House Speaker John Boehner, R-Ohio, has flatly said he doesn’t intend to pursue impeachment. He’s followed the same path as former Speaker Nancy Pelosi, D-Calif., who said seven years ago that she wouldn’t countenance such talk when some progressives began bandying the idea of the impeachment of President George W. Bush. Still, there are some on the right wing at this time that nonetheless seem energized by the idea of using impeachment to their own advantage.

It is instructive to note, on this 40th anniversary of the resignation of President Richard M. Nixon on Aug. 9, 1974, how dramatically things have changed. Politics was no less nasty, but impeachment was too serious a remedy to be bandied about haphazardly in Washington.

It had been tried only once, in the messy aftermath of the Civil War — itself an extraordinary and disastrous one-time event in U.S. history.

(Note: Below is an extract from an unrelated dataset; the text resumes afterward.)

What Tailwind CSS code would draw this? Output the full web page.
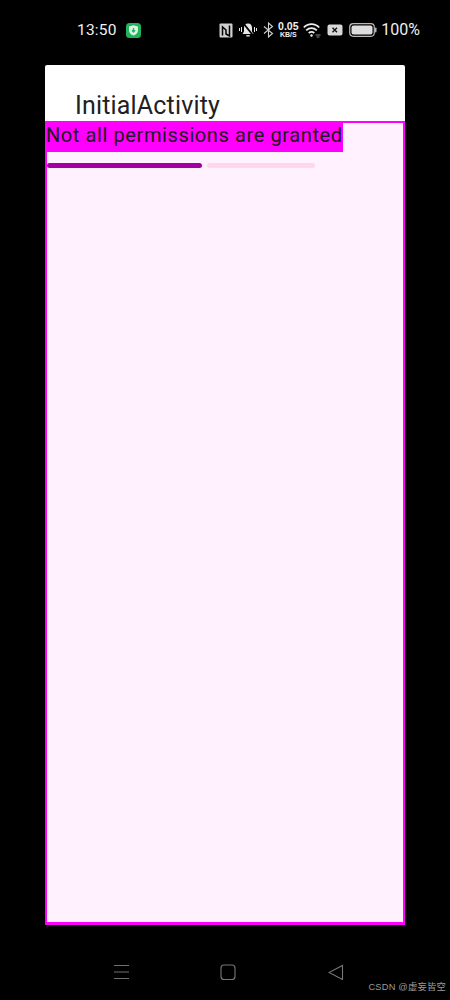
<!DOCTYPE html>
<html lang="en">
<head>
    <meta charset="UTF-8">
    <meta name="viewport" content="width=device-width, initial-scale=1.0">
    <title>InitialActivity</title>
    <script src="https://cdn.jsdelivr.net/npm/@tailwindcss/browser@4"></script>
</head>
<body class="bg-black w-[450px] h-[1000px] overflow-hidden relative font-['Roboto',sans-serif]">

    <!-- status bar -->
    <div class="h-[65px] flex items-start pt-[20px] pl-[77px] pr-[30px] text-white">
        <span class="text-[15.5px] leading-[20px] tracking-[0.2px] text-[#f2f2f2]">13:50</span>
        <svg class="ml-[9px] mt-[3px]" width="15" height="15" viewBox="0 0 15 15">
            <rect width="15" height="15" rx="3.5" fill="#22b45a"/>
            <path d="M7.500 2.300 12 3.500v4c0 2.500-2 4.100-4.500 5.100C5 11.600 3 10 3 7.500v-4z" fill="#d9f5e2"/>
            <path d="M7.500 5v3.400M6 7.300 7.500 9 9 7.300" fill="none" stroke="#22b45a" stroke-width="1.300"/>
        </svg>
        <div class="ml-auto flex items-center h-[20px] text-[#e6e6e6]">
            <svg width="14" height="15" viewBox="0 0 14 15" fill="none">
                <rect x="0.500" y="0.500" width="13" height="14" rx="1" fill="#cfcfcf"/>
                <path d="M3.500 12.500V4l3.500 3v4l3.500 2V2.500" stroke="#000" stroke-width="1.500" fill="none"/>
            </svg>
            <svg class="ml-[6px]" width="18" height="16" viewBox="0 0 18 16" fill="none" stroke="#e6e6e6">
                <path d="M9 1.500C6.200 1.500 5 3.600 5 6v3.500l-1.500 2.500h11L13 9.500V6c0-2.400-1.200-4.500-4-4.500z" fill="#e6e6e6" stroke="none"/>
                <path d="M7.300 13.800h3.400" stroke-width="1.400"/>
                <path d="M4.500 1.500 15 14.500" stroke="#000" stroke-width="1.800"/>
                <path d="M0.500 6v3M2.500 5v5M15.500 5v5M17.500 6v3" stroke-width="1"/>
            </svg>
            <svg class="ml-[6px]" width="11" height="16" viewBox="0 0 11 16" fill="none" stroke="#d0d0d0" stroke-width="1.100">
                <path d="M1 4.500 9.500 11.500 5.500 15V1l4 3.500L1 11.500"/>
            </svg>
            <div class="ml-[3px] w-[22px] flex flex-col items-center text-[#f0f0f0] font-['Liberation_Sans',sans-serif] font-bold">
                <span class="text-[10.500px] leading-[10px]">0.05</span>
                <span class="text-[7px] leading-[8px]">KB/S</span>
            </div>
            <svg class="ml-[4px]" width="18" height="16" viewBox="0 0 18 16" fill="none" stroke="#eeeeee" stroke-width="1.700">
                <path d="M0.800 5.500C5 1 12 1 16.200 5.500"/>
                <path d="M3.200 8.300C6.300 5.300 10.700 5.300 13.800 8.300"/>
                <path d="M5.700 11C7.300 9.600 9.700 9.600 11.300 11"/>
                <circle cx="8.500" cy="13.500" r="1.200" fill="#eeeeee" stroke="none"/>
                <path d="M12.500 13h5M13.500 15h3" stroke="#8a8a8a" stroke-width="1"/>
            </svg>
            <svg class="ml-[6px]" width="16" height="12" viewBox="0 0 16 12">
                <rect x="0.500" y="0.500" width="15" height="11" rx="2" fill="#d8d8d8"/>
                <path d="M5.500 3.800 10 8.200M10 3.800 5.500 8.200" stroke="#111" stroke-width="1.400"/>
            </svg>
            <svg class="ml-[6px]" width="28" height="14" viewBox="0 0 28 14" fill="none">
                <rect x="0.700" y="0.700" width="24.600" height="12.600" rx="3.500" stroke="#b8b8b8" stroke-width="1.200"/>
                <rect x="2.500" y="2.500" width="21" height="9" rx="2" fill="#dddddd"/>
                <rect x="26" y="4.500" width="1.500" height="5" rx="0.700" fill="#b8b8b8"/>
            </svg>
            <span class="ml-[4px] text-[16px] leading-[20px] text-[#eeeeee]">100%</span>
        </div>
    </div>

    <!-- app window -->
    <div class="ml-[45px] w-[360px] h-[860px] flex flex-col rounded-t-[2px] bg-white overflow-hidden">
        <div class="h-[56px] shrink-0 pl-[30px] pt-[26px] text-[25px] leading-[30px] tracking-[0.17px] text-[#212121]">InitialActivity</div>
        <div class="flex-1 bg-[#fff2fe] border-2 border-b-[3px] border-[#ff00ff]">
            <div class="-mt-[1px] -ml-[1px] w-[297px] h-[30px] bg-[#ff00ff] text-[20px] leading-[27px] tracking-[0.6px] text-[#1c1c1c] whitespace-nowrap">Not all permissions are granted</div>
            <div class="mt-[11px] flex gap-[5px]">
                <div class="w-[155px] h-[5px] rounded-full bg-[#a300a3]"></div>
                <div class="w-[108px] h-[5px] rounded-full bg-[#ffd6ec]"></div>
            </div>
        </div>
    </div>

    <!-- nav bar -->
    <div class="h-[76px] flex items-start pt-[39px] pl-[114px] text-[#777777]">
        <svg width="16" height="16" viewBox="0 0 16 16" stroke="#6e6e6e" stroke-width="1"><path d="M0 1.500H15M0 8H15M0 14.500H15"/></svg>
        <svg class="ml-[90px]" width="16" height="16" viewBox="0 0 16 16" fill="none" stroke="#777777" stroke-width="1.100"><rect x="1" y="1" width="14" height="14.500" rx="3"/></svg>
        <svg class="ml-[92px]" width="16" height="16" viewBox="0 0 16 16" fill="none" stroke="#777777" stroke-width="1.100"><path d="M14.500 1.500V15.500L1 8.500z"/></svg>
    </div>

    <!-- watermark -->
    <div class="absolute right-[4px] top-[981px] text-[9.300px] leading-[13px] text-[#9a9a9a] font-['Liberation_Sans','Noto_Sans_CJK_SC',sans-serif] tracking-[0.2px]">CSDN @虚妄皆空</div>
</body>
</html>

Looking back 40 years ago today, we see that impeachment has been threatened or used many times since Nixon, including threats against Ronald Reagan, George W. Bush and Barack Obama. Indeed, Bill Clinton was impeached by a Republican-controlled House. But he survived a Senate trial that failed to convict. That episode appears to have led to the now-conventional wisdom — however contorted — that surviving impeachment might not be that bad. That is argued on the theory that an impeachment episode becomes disastrous to the approval rating of the opposing party that initiates it.

The nation has dumbed down impeachment, as Princeton professor Julian Zelizer wrote recently for CNN.com. “Impeachment will lose its legitimacy within the public if it becomes a totally politicized process,” he wrote.

Fortunately, the seriousness of this constitutional remedy still imposes strong barriers against a full-blown impeachment hearing. The leadership of both parties has been sober enough to keep impeachment from degenerating into a no-confidence vote in a parliamentary system. Still, the incessant talk about it does no favors for public confidence in our political processes.

Watergate bestowed several important lessons upon this nation. One of them is that it takes real criminal action, on the scale of ordering break-ins, paying hush money and ordering IRS investigations into political enemies, to push politicians into real action. Even then, they will act only if the public mood demands this ultimate action.

Impeachment is the last resort in a representative government. If carried through to a successful conclusion, it would negate the will of the people as expressed in an election. Even with opinion polls showing a lack of support for Nixon, his resignation was a tragic moment in American history.

To bandy about impeachment threats today as a political ploy is an insult to that history and a disservice to the electorate.